Brown described Lastrapes as a serious, determined student when they first crossed paths in the classroom years ago. As Brown’s student, Lastrapes made it easy for him as a professor.

“I’d like to flatter myself that I helped improve his already strong writing,” Brown said, “but all I can really take credit for is encouraging an already talented writer.”

In 1996, during his first year in college, Lastrapes took his first English course with S. Kay Murphy, author of Tainted Legacy: The Story of Alleged Serial Killer Bertha Gifford. It was Murphy who Lastrapes credits with being the first teacher to take notice of his writing and encourage him to pursue it.

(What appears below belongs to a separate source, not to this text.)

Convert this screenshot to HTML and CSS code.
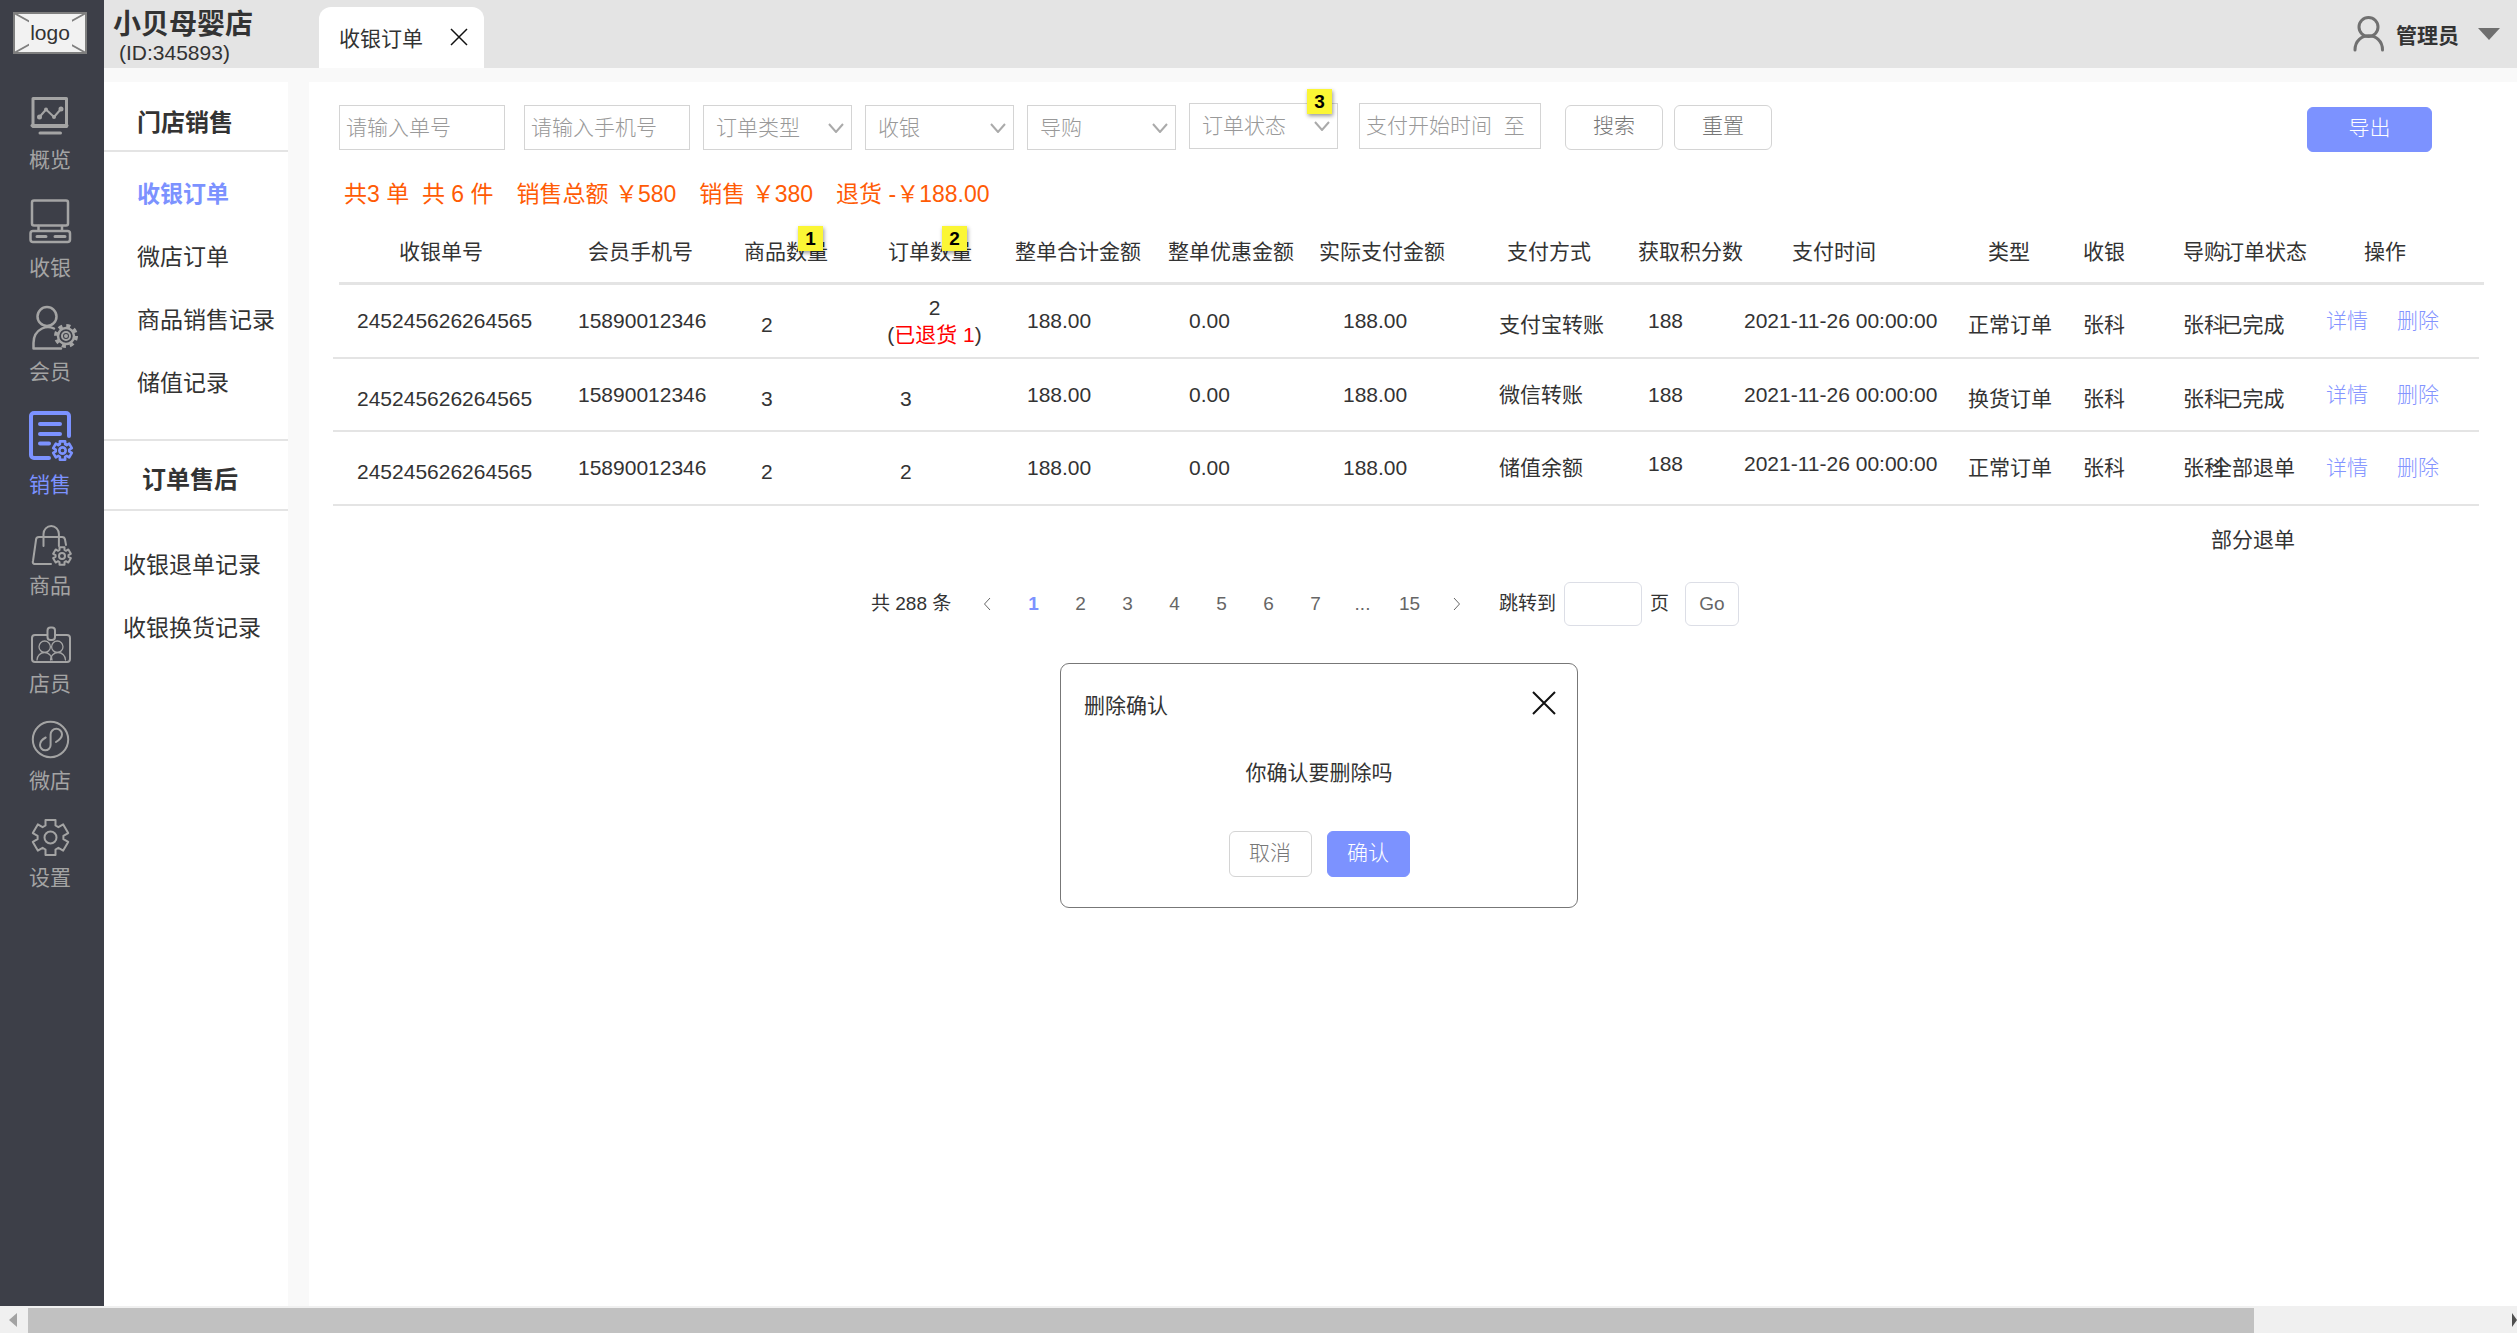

“Martin’s essays were far and above the writing level of the rest of the class,” Murphy said. “I enjoyed his casual yet fluid writing style, and often wrote notes in the margins of his papers about his writing ability.”

Growing up, Lastrapes' first significant creative influence was his older brother, Greg, a filmmaker and musician.  As a kid, Lastrapes watched his brother perform on stage at the Roxy Theater in Hollywood, while also making many television appearances as an actor and singer. Greg made it a point to tap into his brother’s creativity early on.

“Since the day that Martin could read, we have been collaborating,” Greg said. “I always work him into whatever project I've got cooking, and that has included writing projects.”

While Lastrapes had many creative interests growing up, from comic books to movies, it was his discovery of creative writing that lit a fire inside of him.

“Writing became the ideal medium to sort of exercise my creativity,” Lastrapes said. “I fell in love with it when I was 18 and we have had a passionate love affair for the last 15 years.”

For the next 15 years, Lastrapes is looking ahead as he evolves and develops as a writer.

“I’m definitely not done growing and I plan on getting better,” Lastrapes said, “otherwise it would just be boring if this were the end of the road.”